I am a first-generation college graduate and McNair Program alumnus. I grew up in a working-class family with no idea what graduate school was or what it could help me achieve. I was helped and encouraged along the way by many. We all start somewhere.
I welcome conversations to join T.H.E. Lab and conversations about what exactly are science and research, what graduate school is and entails, and what are the "human dimensions of natural resources".
If you are interested in undergraduate research, a M.S./Ph.D., or postdoctoral research related to the conservation social sciences or the human dimensions of natural resources, please contact me (firstname.lastname@example.org).
For general inquires about M.S. or Ph.D. positions, please email me and tell me about yourself. I will want to know your alma mater and major (include GPA), your motivations for graduate school, your relevant work and/or research experience (include resume/CV), and when you plan to start graduate school. I will respond with a boilerplate message indicating that (1) I have no positions available or (2) I am looking to fill a specific position. If I am considering you for a position, I will conduct a personal interview with you before asking you to apply and committing to serve as your advisor.
I also support undergraduate research and am happy to have a conversation about our shared interests. An experience with my research program will expose you to the methods, theories, and partnerships for managing human-environment interactions in diverse conservation contexts.
T.H.E. Lab takes a team-based approach to science. You will have opportunities to interact with people from different backgrounds and organizations who share the goal of solving complex, social-ecological conservation challenges. Ultimately, my goal is to guide you towards intellectual independence and research acumen so you can pursue professional opportunities, career pathways, and be a badass in whatever you choose.
If you are a student in my lab you are smart enough to be doing just about anything else, and making a lot more money doing it. You are here, in-part, because you are motivated by a conservation ethic that places high value on public service and the attainment and sharing of knowledge.
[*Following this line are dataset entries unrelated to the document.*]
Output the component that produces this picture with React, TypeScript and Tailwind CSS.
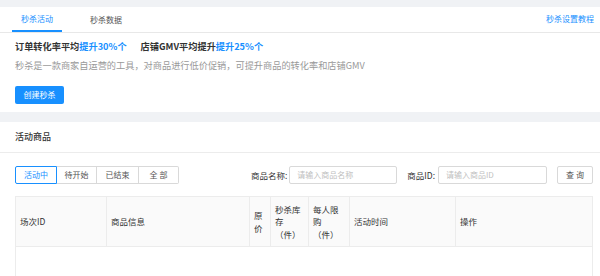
import React from "react";

export default function App() {
  const cols = [
    { t: "场次ID", w: "w-[91px]", s: "w-full" },
    { t: "商品信息", w: "w-[143px]", s: "w-full" },
    { t: "原价", w: "w-[21px]", s: "w-[10px]" },
    { t: "秒杀库存（件）", w: "w-[38px]", s: "w-[27px]" },
    { t: "每人限购（件）", w: "w-[41px]", s: "w-[27px]" },
    { t: "活动时间", w: "w-[106px]", s: "w-full" },
    { t: "操作", w: "w-[138px]", s: "w-full" },
  ];
  const segs = [
    { t: "活动中", w: "w-[42px]", a: true },
    { t: "待开始", w: "w-[40px]", a: false },
    { t: "已结束", w: "w-[42px]", a: false },
    { t: "全 部", w: "w-[40px]", a: false },
  ];
  return (
    <div
      className="w-[600px] h-[276px] bg-[#f0f2f5] pt-[7px] overflow-hidden flex flex-col text-[#333]"
      style={{ fontFamily: '"Noto Sans CJK SC", "Noto Sans", sans-serif' }}
    >
      {/* top panel */}
      <div className="bg-white pb-[8px]">
        <div className="h-[26px] flex items-stretch justify-between border-b border-[#e8e8e8] pl-[12px] pr-[6px]">
          <div className="flex gap-[19px]">
            <div className="w-[50px] h-[25px] flex items-center justify-center border-b-2 border-[#1890ff] text-[8px] text-[#1890ff]">
              秒杀活动
            </div>
            <div className="w-[50px] h-[25px] flex items-center justify-center text-[8px] text-[#555]">
              秒杀数据
            </div>
          </div>
          <div className="flex items-center text-[8px] text-[#1890ff] pb-[1px]">秒杀设置教程</div>
        </div>
        <div className="px-[15px]">
          <div className="mt-[6px] h-[14px] flex items-center text-[9.2px] font-bold leading-[14px]">
            <span>订单转化率平均</span>
            <span className="text-[#1890ff]">提升30%个</span>
            <span className="ml-[14px]">店铺GMV平均提升</span>
            <span className="text-[#1890ff]">提升25%个</span>
          </div>
          <div className="mt-[5px] h-[14px] text-[9.2px] leading-[14px] text-[#999]">
            秒杀是一款商家自运营的工具，对商品进行低价促销，可提升商品的转化率和店铺GMV
          </div>
          <button className="mt-[14px] w-[49px] h-[18px] rounded-[2px] bg-[#1890ff] text-white text-[8px] flex items-center justify-center">
            创建秒杀
          </button>
        </div>
      </div>

      {/* gap */}
      <div className="h-[10px] shrink-0" />

      {/* bottom panel */}
      <div className="bg-white flex-1">
        <div className="h-[31px] flex items-center px-[15px] border-b border-[#ececec] text-[9px] font-medium">
          活动商品
        </div>
        <div className="mt-[13px] h-[18px] flex items-center pl-[15px] pr-[7px]">
          <div className="flex h-[18px]">
            {segs.map((s, i) => (
              <div
                key={i}
                className={
                  s.a
                    ? `${s.w} h-[18px] flex items-center justify-center text-[8px] text-[#1890ff] border border-[#1890ff] rounded-l-[2px] bg-white`
                    : `${s.w} h-[18px] flex items-center justify-center text-[8px] text-[#555] border-y border-r border-[#d9d9d9] ${i === 3 ? "rounded-r-[2px]" : ""}`
                }
              >
                {s.t}
              </div>
            ))}
          </div>
          <div className="flex-1" />
          <span className="text-[8.5px] text-[#333] mr-[2px]">商品名称:</span>
          <div className="w-[108px] h-[18px] border border-[#d9d9d9] rounded-[2px] flex items-center pl-[7px] text-[8px] text-[#c0c0c0]">
            请输入商品名称
          </div>
          <span className="ml-[10px] text-[8.5px] text-[#333] mr-[3px]">商品ID:</span>
          <div className="w-[109px] h-[18px] border border-[#d9d9d9] rounded-[2px] flex items-center pl-[7px] text-[8px] text-[#c0c0c0]">
            请输入商品ID
          </div>
          <button className="ml-[10px] w-[36px] h-[18px] border border-[#d9d9d9] rounded-[2px] flex items-center justify-center text-[8px] text-[#555]">
            查 询
          </button>
        </div>
        <div className="mt-[12px] ml-[15px] w-[578px] h-[200px] border-x border-t border-[#ececec]">
          <div className="flex h-[50px] bg-[#fafafa] border-b border-[#ececec]">
            {cols.map((c, i) => (
              <div
                key={i}
                className={`${c.w} shrink-0 h-full flex items-center px-[4px] text-[8.5px] leading-[12.5px] text-[#333] ${i < cols.length - 1 ? "border-r border-[#ececec]" : ""}`}
              >
                <span className={`block ${c.s}`}>{c.t}</span>
              </div>
            ))}
          </div>
        </div>
      </div>
    </div>
  );
}
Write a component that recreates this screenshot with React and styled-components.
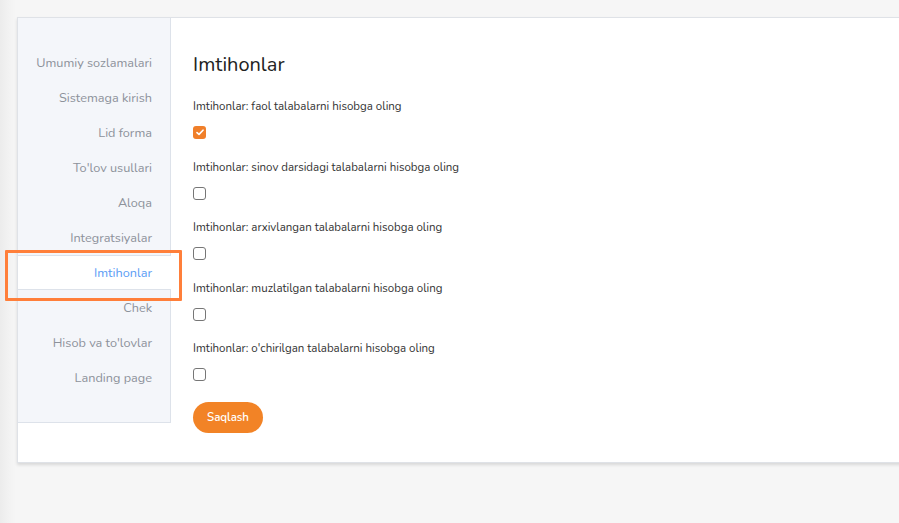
import React from "react";
import styled, { createGlobalStyle } from "styled-components";

const Global = createGlobalStyle`
  html, body { margin: 0; padding: 0; }
  body {
    background: linear-gradient(to right, #ececec 0px, #f3f3f3 10px, #f6f6f6 16px, #f6f6f6 100%);
    font-family: "Nunito", "Noto Sans", "Open Sans", sans-serif;
    width: 899px;
    height: 523px;
    overflow: hidden;
  }
`;

const Page = styled.div`
  padding: 17px 0 0 17px;
`;

const Card = styled.div`
  display: flex;
  align-items: flex-start;
  width: 900px;
  background: #fff;
  border: 1px solid #dfe2e7;
  border-right: none;
  box-shadow: 0 2px 3px rgba(0, 0, 0, 0.12);
`;

const Sidebar = styled.nav`
  position: relative;
  width: 152px;
  flex: none;
  background: #f4f6fa;
  border-right: 1px solid #dde2ea;
  border-bottom: 1px solid #dde2ea;
  padding: 27px 0 27px;
  display: flex;
  flex-direction: column;
`;

const MenuItem = styled.div`
  height: 35px;
  display: flex;
  align-items: center;
  justify-content: flex-end;
  padding-right: 18px;
  font-size: 12.7px;
  color: ${(p) => (p.$active ? "#5b9df5" : "#8d929b")};
  background: ${(p) => (p.$active ? "#fff" : "transparent")};
  box-sizing: border-box;
  ${(p) =>
    p.$active &&
    `
    border-top: 1px solid #dde2ea;
    border-bottom: 1px solid #dde2ea;
    margin-right: -1px;
    padding-right: 19px;
  `}
`;

const Highlight = styled.div`
  position: absolute;
  left: -13px;
  top: 232px;
  width: 171px;
  height: 45px;
  border: 3px solid #ff7f3a;
  border-radius: 1px;
  pointer-events: none;
`;

const Content = styled.main`
  flex: 1;
  padding: 33px 22px 29px 22px;
`;

const Title = styled.h1`
  margin: 0 0 19px;
  font-size: 20px;
  font-weight: 400;
  line-height: 28px;
  color: #222;
`;

const Field = styled.div`
  display: flex;
  flex-direction: column;
  align-items: flex-start;
  margin-bottom: 19.6px;
`;

const Label = styled.label`
  font-size: 11.5px;
  line-height: 16px;
  color: #333;
`;

const Box = styled.span`
  margin-top: 12px;
  width: 13px;
  height: 13px;
  box-sizing: border-box;
  border-radius: 3px;
  border: ${(p) => (p.$checked ? "none" : "1px solid #767676")};
  background: ${(p) => (p.$checked ? "#f07f2a" : "#fff")};
  display: flex;
  align-items: center;
  justify-content: center;
`;

const Button = styled.button`
  margin-top: 1px;
  width: 70px;
  height: 31px;
  border: none;
  border-radius: 16px;
  background: #f28326;
  color: #fff;
  font-family: inherit;
  font-size: 11.5px;
  font-weight: 600;
  cursor: pointer;
`;

const menu = [
  "Umumiy sozlamalari",
  "Sistemaga kirish",
  "Lid forma",
  "To'lov usullari",
  "Aloqa",
  "Integratsiyalar",
  "Imtihonlar",
  "Chek",
  "Hisob va to'lovlar",
  "Landing page",
];

const fields = [
  { label: "Imtihonlar: faol talabalarni hisobga oling", checked: true },
  { label: "Imtihonlar: sinov darsidagi talabalarni hisobga oling" },
  { label: "Imtihonlar: arxivlangan talabalarni hisobga oling" },
  { label: "Imtihonlar: muzlatilgan talabalarni hisobga oling" },
  { label: "Imtihonlar: o'chirilgan talabalarni hisobga oling" },
];

export default function App() {
  return (
    <>
      <Global />
      <Page>
        <Card>
          <Sidebar>
            {menu.map((m) => (
              <MenuItem key={m} $active={m === "Imtihonlar"}>
                {m}
              </MenuItem>
            ))}
            <Highlight />
          </Sidebar>
          <Content>
            <Title>Imtihonlar</Title>
            {fields.map((f) => (
              <Field key={f.label}>
                <Label>{f.label}</Label>
                <Box $checked={f.checked}>
                  {f.checked && (
                    <svg width="8" height="7" viewBox="0 0 8 7">
                      <path
                        d="M1 3.6 L3 5.4 L7 1.2"
                        fill="none"
                        stroke="#fff"
                        strokeWidth="1.6"
                        strokeLinecap="round"
                        strokeLinejoin="round"
                      />
                    </svg>
                  )}
                </Box>
              </Field>
            ))}
            <Button>Saqlash</Button>
          </Content>
        </Card>
      </Page>
    </>
  );
}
Your success is my success. All advisors will tell you they expect a student to be dedicated, self-directed, and to go beyond the normative expectations set by a program, university, or profession. Of course, we all want you to publish—I expect at least one paper from a Master’s student and two from a Ph.D. I also expect my students to give freely of their time to outreach opportunities, to participate fully in departmental seminars and other activities, and to become involved with relevant professional organizations and activities. A dedication to go the extra miles to promote science and conservation to people, from all walks of life, is a hallmark of the land-grant university tradition.